Quand Marine Le Pen se réclame de la laïcité et laisse entendre qu’elle n’est pas hostile au mariage entre homosexuels, elle perpétue la tradition assimilationniste de l’extrême droite : elle s’attaque à l’inquiétante étrangeté des étrangers, à ce qui fait leur différence la plus manifeste, ou supposée telle. Dans une France profondément laïcisée, sécularisée, où le culte catholique s’est fait discret et où chacun a appris à vivre sa religion avec retenue, elle s’en prend aux prières de rue, au prosélytisme, à la polygamie, au voile, au sexisme, au refus de l’homosexualité…, sans autre intention que de forcer les musulmans à choisir entre l’assimilation et l’expulsion. Ce n’est pas la laïcité qui s’est lepénisée, c’est Marine Le Pen qui s’est « laïcisée » pour mieux prendre les étrangers à la gorge – et elle n’est pas la seule à procéder ainsi. Divers groupuscules français, comme Riposte laïque ou le Bloc identitaire, se réclament également de la laïcité pour mieux flirter avec les thèses classiques du FN, et certains font de même en Belgique.

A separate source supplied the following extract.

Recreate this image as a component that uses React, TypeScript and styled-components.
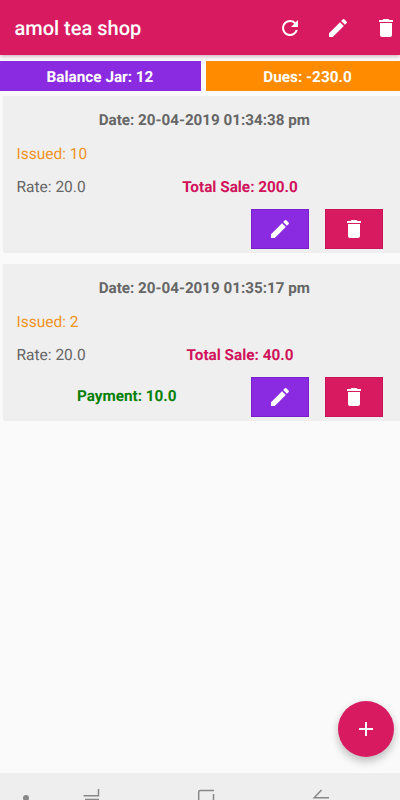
import React from "react";
import styled, { createGlobalStyle } from "styled-components";

const GlobalStyle = createGlobalStyle`
  * { box-sizing: border-box; }
  html, body { margin: 0; padding: 0; overflow: hidden; }
  body {
    background: #fafafa;
    font-family: Roboto, sans-serif;
    text-rendering: geometricPrecision;
  }
  button { font: inherit; border: 0; padding: 0; margin: 0; color: inherit; background: none; }
`;

const Screen = styled.div`
  position: relative;
  display: flex;
  flex-direction: column;
  width: 400px;
  height: 800px;
  overflow: hidden;
  background: #fafafa;
`;

const AppBar = styled.header`
  position: relative;
  display: flex;
  flex: none;
  align-items: center;
  height: 55px;
  padding-left: 14.5px;
  color: #fff;
  background: #d81b60;
  box-shadow: 0 1px 4px rgba(120, 0, 50, 0.35);
`;

const Title = styled.h1`
  flex: 1;
  margin: 0;
  padding-top: 1px;
  font-size: 20px;
  font-weight: 500;
  line-height: 24px;
  white-space: nowrap;
`;

const Actions = styled.div`
  display: flex;
  flex: none;
  gap: 24px;
  margin-right: 2px;
`;

const IconButton = styled.button`
  display: flex;
  width: 24px;
  height: 24px;
`;

const Icon = styled.svg`
  display: block;
  flex: none;
  width: 24px;
  height: 24px;
  fill: currentColor;
`;

const Summary = styled.div`
  display: grid;
  flex: none;
  grid-template-columns: 201px 204px;
  gap: 5px;
  height: 30px;
  margin-top: 6px;
`;

const SummaryCell = styled.div<{ $color: string }>`
  display: flex;
  align-items: center;
  justify-content: center;
  padding: 1px 1px 0 0;
  color: #fff;
  background: ${(p) => p.$color};
  font-size: 15.3px;
  font-weight: 700;
`;

const List = styled.main`
  display: flex;
  flex: 1;
  flex-direction: column;
  gap: 11px;
  padding: 5px 0 0 3px;
`;

const Card = styled.article`
  display: flex;
  flex-direction: column;
  height: 157px;
  padding: 8px 17px 4.5px 13.5px;
  color: #666;
  background: #efefef;
  font-size: 15.5px;
  line-height: 33px;
  white-space: nowrap;
`;

const DateLine = styled.div`
  height: 33px;
  padding-left: 9px;
  font-size: 15.2px;
  font-weight: 700;
  text-align: center;
`;

const Issued = styled.div`
  height: 34px;
  padding-top: 1px;
  color: #f0931f;
`;

const Figures = styled.div`
  display: grid;
  grid-template-columns: 115px 217px;
  height: 32px;
`;

const Total = styled.div`
  color: #d0125b;
  font-size: 15.3px;
  font-weight: 700;
  text-align: center;
`;

const Footer = styled.div`
  display: grid;
  grid-template-columns: 1fr 58px 58px;
  gap: 16px;
  height: 40px;
  margin-top: 5.5px;
`;

const Payment = styled.div`
  padding-left: 2px;
  color: #078007;
  font-size: 15.3px;
  font-weight: 700;
  line-height: 38px;
  text-align: center;
`;

const CardButton = styled.button<{ $color: string; $edge: string }>`
  display: flex;
  align-items: center;
  justify-content: center;
  color: #fff;
  background: ${(p) => p.$color};
  box-shadow: inset 0 0 0 1px ${(p) => p.$edge};
`;

const AddButton = styled.button`
  position: absolute;
  right: 6.5px;
  bottom: 43px;
  display: flex;
  align-items: center;
  justify-content: center;
  width: 56px;
  height: 56px;
  border-radius: 50%;
  color: #fff;
  background: #d81b60;
  box-shadow: 0 5px 8px rgba(0, 0, 0, 0.2), 0 1px 9px rgba(0, 0, 0, 0.07);
`;

const NavBar = styled.nav`
  flex: none;
  height: 27px;
  overflow: hidden;
  background: #eee;
`;

const NavIcons = styled.svg`
  display: block;
  fill: none;
  stroke: #888;
  stroke-width: 1.5;
`;

const paths = {
  refresh:
    "M17.65 6.35A7.96 7.96 0 0 0 12 4a8 8 0 1 0 7.73 10h-2.08A6 6 0 1 1 12 6c1.66 0 3.14.69 4.22 1.78L13 11h7V4l-2.35 2.35z",
  edit:
    "M3 17.25V21h3.75L17.81 9.94l-3.75-3.75L3 17.25zM20.71 7.04a1 1 0 0 0 0-1.41l-2.34-2.34a1 1 0 0 0-1.41 0l-1.83 1.83 3.75 3.75 1.83-1.83z",
  trash:
    "M6 19c0 1.1.9 2 2 2h8c1.1 0 2-.9 2-2V7H6v12zM19 4h-3.5l-1-1h-5l-1 1H5v2h14V4z",
  add: "M19 13h-6v6h-2v-6H5v-2h6V5h2v6h6v2z",
};

const Glyph = ({ name }: { name: keyof typeof paths }) => (
  <Icon viewBox="0 0 24 24" aria-hidden="true">
    <path d={paths[name]} />
  </Icon>
);

interface Entry {
  date: string;
  issued: number;
  rate: string;
  total: string;
  payment?: string;
}

const entries: Entry[] = [
  { date: "20-04-2019 01:34:38 pm", issued: 10, rate: "20.0", total: "200.0" },
  { date: "20-04-2019 01:35:17 pm", issued: 2, rate: "20.0", total: "40.0", payment: "10.0" },
];

export default function App() {
  return (
    <>
      <GlobalStyle />
      <Screen>
        <AppBar>
          <Title>amol tea shop</Title>
          <Actions>
            <IconButton aria-label="Refresh"><Glyph name="refresh" /></IconButton>
            <IconButton aria-label="Edit shop"><Glyph name="edit" /></IconButton>
            <IconButton aria-label="Delete shop"><Glyph name="trash" /></IconButton>
          </Actions>
        </AppBar>
        <Summary>
          <SummaryCell $color="#8a2be2">Balance Jar: 12</SummaryCell>
          <SummaryCell $color="#ff8c00">Dues: -230.0</SummaryCell>
        </Summary>
        <List>
          {entries.map((e) => (
            <Card key={e.date}>
              <DateLine>Date: {e.date}</DateLine>
              <Issued>Issued: {e.issued}</Issued>
              <Figures>
                <div>Rate: {e.rate}</div>
                <Total>Total Sale: {e.total}</Total>
              </Figures>
              <Footer>
                <Payment>{e.payment && `Payment: ${e.payment}`}</Payment>
                <CardButton $color="#8a2be2" $edge="#7a22c8" aria-label="Edit entry">
                  <Glyph name="edit" />
                </CardButton>
                <CardButton $color="#d81b60" $edge="#cb1558" aria-label="Delete entry">
                  <Glyph name="trash" />
                </CardButton>
              </Footer>
            </Card>
          ))}
        </List>
        <NavBar>
          <NavIcons width="400" height="27" viewBox="0 0 400 27">
            <circle cx="26" cy="25" r="3" fill="#888" stroke="none" />
            <path d="M98.5 16v6.7H83.5M85 26.5h14" />
            <path d="M198.7 30V19q0-1.5 1.5-1.5H214M213.5 21v9" />
            <path d="M321.5 17l-7.3 7.8H329" />
          </NavIcons>
        </NavBar>
        <AddButton aria-label="Add entry"><Glyph name="add" /></AddButton>
      </Screen>
    </>
  );
}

Ainsi complétée, cette mise au point ne vise pas à clore le débat sur les relations entre laïcité et diversité, mais à permettre de l’aborder sans amalgame avec l’extrême droite. Car c’est de tout autre chose qu’il s’agit, en fait. Lorsque Jean Baubérot, dans son article du 30 septembre 2011 sur Elisabeth Badinter, déplorait que la laïcité française, ces dernières années, se lepénise en s’attaquant à la visibilité de la foi musulmane et en voulant repousser la religion dans la sphère de l’intime, il s’en prenait à une dimension de la laïcité qui n’est ni récente, ni liée à l’extrême droite. Sa cible est en fait une constante de la laïcité belge comme française, à savoir la conviction que les croyances religieuses, libres et protégées par la loi en vertu même de la laïcité, doivent s’abstenir d’investir l’espace public et de développer un prosélytisme actif. C’est sur ce point, qui n’est déjà pas mince, qu’il y a matière à débat entre la laïcité et certaines facettes de la diversité.